Читать книгу Handbuch des Strafrechts - Bernd Heinrich - Страница 25
I. Verfehlung des ärztlichen Standards
Оглавление10
Generell wird der Unrechtstatbestand des Fahrlässigkeitsdelikts nicht allein durch das Erfolgsunrecht der vom Täter bewirkten Beeinträchtigung des Tatobjektes bestimmt. Folglich steht auch bei der Betrachtung der ärztlichen Verantwortlichkeit für Behandlungsfehler als fahrlässige Tötung oder Körperverletzung das Handlungsunrecht der objektiven Sorgfaltspflichtverletzung als zentrales Element des objektiven Fahrlässigkeitstatbestandes[44] im Mittelpunkt. Das Vorliegen einer Sorgfaltspflichtverletzung des Täters ist im Falle der ärztlichen Behandlung schon deshalb unerlässlich, weil hierbei Misserfolge und Komplikationen auf „der Eigengesetzlichkeit und weitgehenden Undurchschaubarkeit des lebenden Organismus“[45] und nicht auf einem Fehlverhalten des behandelnden Arztes beruhen können.[46] Da auch im Bereich ärztlicher Tätigkeit nicht jede Herbeiführung eines unerwünschten Zustandes schlechthin verboten sein kann, knüpft die strafrechtliche Reaktion – entsprechend zu anderen Lebensbereichen – an Verhaltensweisen an, die dasjenige Maß an Sorgfalt außer Acht lassen,[47] das im Zusammenleben innerhalb der Rechtsgemeinschaft billigerweise erwartet werden kann und auf das der Patient vertrauen darf.
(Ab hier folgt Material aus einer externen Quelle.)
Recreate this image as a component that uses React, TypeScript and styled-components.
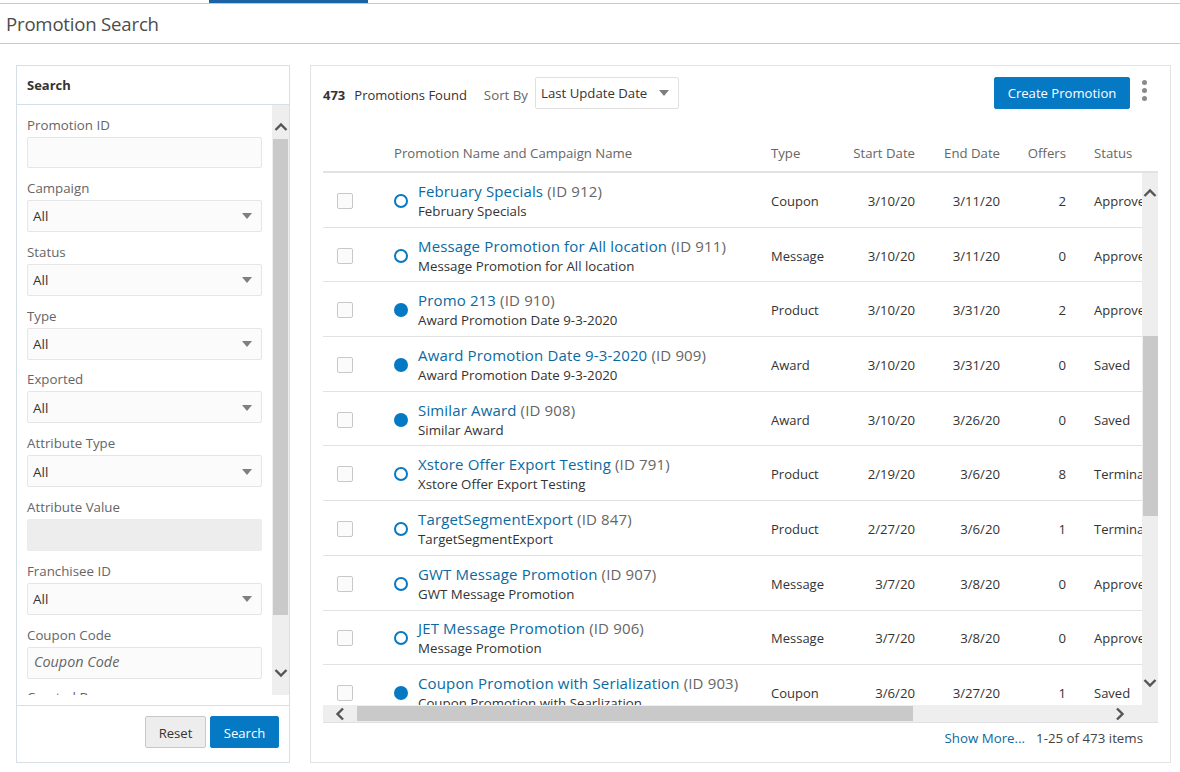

Aus dem Gebot des „neminem laede“ wird unter dem Gesichtspunkt der Fahrlässigkeitsverantwortlichkeit das Verbot, für Rechtsgüter des Patienten ein nicht mehr erlaubtes Risiko[48] zu schaffen, durch welches diese Güter in ihrem Bestand und ihrer Sicherheit beeinträchtigt werden.[49] Da jede ärztliche Behandlung mit dem Risiko verbunden ist, den Patienten hierbei zu verletzen oder gar zu töten, darf der Arzt dieses Risiko nur mittels einer Behandlung eingehen, die ihr Ziel auf möglichst schonende Art und Weise und mit möglichst geringem Risiko zu erreichen sucht.[50]
11
Der durch das Patientenrechtegesetz 2013 bewirkten Kodifizierung des medizinischen Behandlungsvertrags in den §§ 630a ff. BGB kommt für die nachfolgenden Überlegungen schon deshalb keine weitere Bedeutung zu, da sich diese „Neu“-Regelung ganz überwiegend[51] darauf beschränkt hat, das von der Rechtsprechung (namentlich der zivilrechtlichen Judikatur) geprägte Arzthaftungsrecht in Gesetzesform zu gießen; der ärztliche Pflichtenkatalog im Arzt-Patienten-Verhältnis wurde von den wenigen Neuregelungen nicht berührt. Diese von Spickhoff[52] für den Bereich der bürgerlich-rechtlichen Arzthaftung getroffene Feststellung gilt auch für das – insoweit notwendigerweise jedenfalls vom Ansatz her – zivilrechtsakzessorische Medizinstrafrecht.[53] Insoweit ist bereits hier (näher dann Rn. 128 ff.) darauf hinzuweisen, dass es sich um eine asymmetrische Zivilrechtsakzessorietät handelt, wie sie namentlich vom Bereich der Untreue (§ 266 StGB) her bekannt ist:[54] Zwar kann das Strafrecht nicht ein zivilrechtlich beanstandungsfreies Verhalten sanktionieren; umgekehrt sollte aber angesichts des verfassungsrechtlich (Art. 20 Abs. 3 GG: Verhältnismäßigkeitsgrundsatz[55]) vorgegebenen ultima-ratio-Gebots für den Einsatz des strafrechtlichen Instrumentariums nicht jede zivilrechtlich zu schadensersatzrechtlichen Reaktionen führende Verhaltensweise automatisch auch ärztliche Strafbarkeit nachsichziehen.